Ever since Cronkite’s field coverage of the Vietnam War, the mainstream media has continued on a downward spiral. The difference between the journalists of that era and the so-called “journalists” of today is that the inquiring public news consumers’ sense of objectiveness and sincerity from these anchors has now been decimated. Many journalists of the recent past at least seemed sincere in their dedication to reporting truth. Today, the messages of the media mainstream are blatantly and admittedly laden with hearsay, inaccuracy, half-truths, and whole lies.
Still, Hannity seems to be on to something, as the media has continually sunk to new lows over the course of the last five years. It can be seen in Newsweek’s post-print fake cover honoring Obama’s second inauguration as “The Second Coming,” penned by Evan Thomas, who once described Obama on MSNBC as “sort of like God” in being above the traditional political fray. We should also remember CBS Political Director John Dickerson’s plea in a January 2012 Obama-Biden ad to “Go for the Throat! Why if he wants to transform American politics, Obama must declare war on the Republican Party”… and declare and wage he has.
The legendary CBS reporter Bob Schieffer, after an Obama gun control speech, suggested that “the president is going to have to do more than just make a speech about it. This is one of the best speeches I’ve ever heard him deliver, but it’s going to take more than that from the White House. He’s going to have to get his hands dirty.”
On January 27, ABC’s Martha Raddatz of The Week conducted a six minute interview with Democrat Senator Bob Menendez without asking even one question about the ongoing FBI investigation into allegations that he solicited underage prostitutes in the Dominican Republic. By now, this is a predictable double-standard that would have obviously surfaced had this interviewee been affiliated with the Republican Party.
Another example is provided by The Washington Post, who after crafting a report from a satirical piece by the Daily Currant, falsely reported in early February that former vice presidential candidate and former Fox News contributor Sarah Palin was joining the Qatari-owned news network Al Jazeera.
On several occasions, Obama himself has named Fox News as a media organization that stands in the way of “progress.” On even more occasions, in this modern era of “new media” choices, he has cited this entity without naming names. In his relentless assault on honest journalism and any who would dare stand in the way of his agenda, Obama told TNR in a recent interview that “If a Republican member of Congress is not punished on Fox News…for working with a Democrat on a bill of common interest, then you’ll see more of them doing it.”

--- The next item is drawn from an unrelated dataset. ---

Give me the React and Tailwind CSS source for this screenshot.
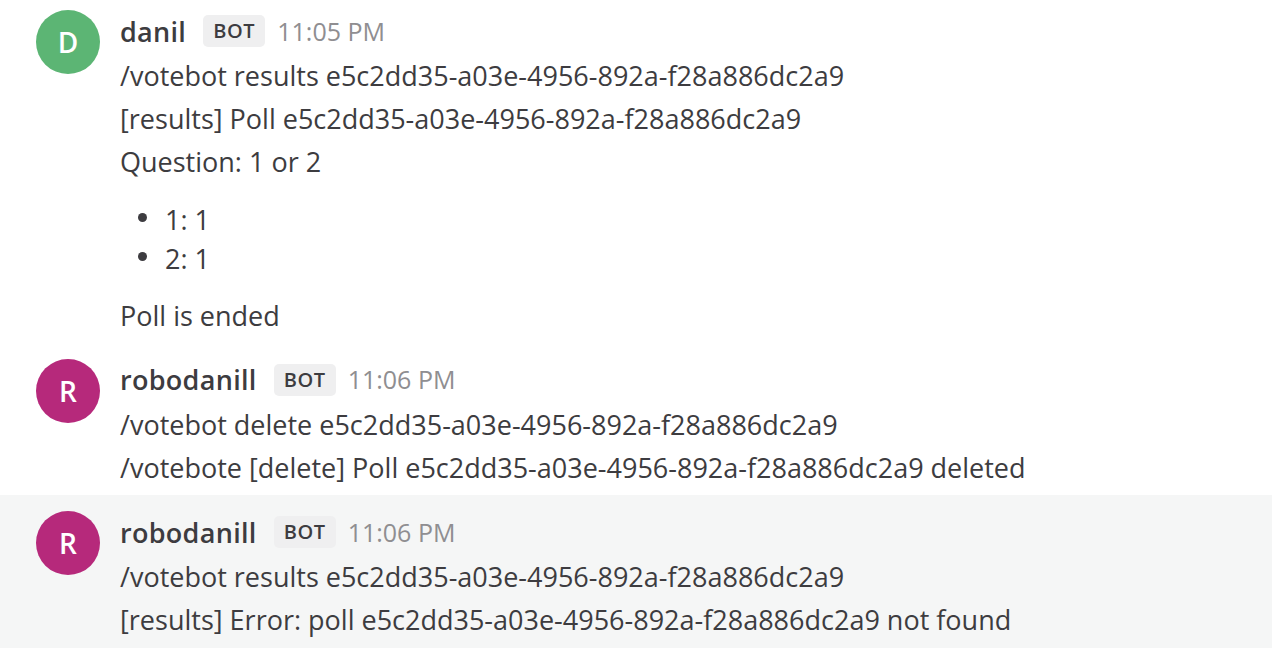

Most recently, the mainstream media have given the president an unprecedented pass on his actions and inactions in the scandalous turn of events surrounding the terrorist attacks on our consulates in Cairo and Benghazi that led to murder, including the first of a standing ambassador to the United States in decades.
They have also largely handed Obama a free pass concerning the impending “sequester” budget cuts they have repeatedly described as “severe,” even though these cuts only account for about two weeks of current annual government spending. They have stated that these cuts will devastate child care institutions (few of whom receive government assistance) and end the jobs of thousands upon thousands of public educators. The most conservative of verifiable projected figures as to losses of public education jobs is about 500 positions, and the high end of these figures lands at about 2,000.
We should keep in mind that these “cuts” only amount to a 2% cut to the initially projected plan for additional spending for the remainder of the year and beyond. The real pain of these cuts…that is NEVER reported in the mainstream media…will be felt by the U.S. military, with this, by design action, to be the most significant step by this administration to carry out a verifiable agenda for a reduction in U.S. armed forces personnel comparable to post World War II levels.
Recently, even The National Review has proved to be subject to the pressures to water down truth and liberty in their concession to establishment “RINOs’” unchallenged path for modern conservatism. What would Mr. Buckley say to them now?
William F. Buckley, in the mission statement for his magazine, The National Review, once stated that “Instead of covetously consolidating its premises, the United States seems tormented by its tradition of fixed postulates having to do with the meaning of existence, with the relationship of the state to the individual, of the individual to his neighbor, so clearly enunciated in the enabling documents of our Republic.” This reality is now most painfully true.
Thankfully though, There are those of generous impulse and a sincere desire to encourage a responsible dissent from the Liberal orthodoxy. And there are those who recognize that when all is said and done, the market place depends for a license to operate freely on the men who issue licenses — on the politicians.”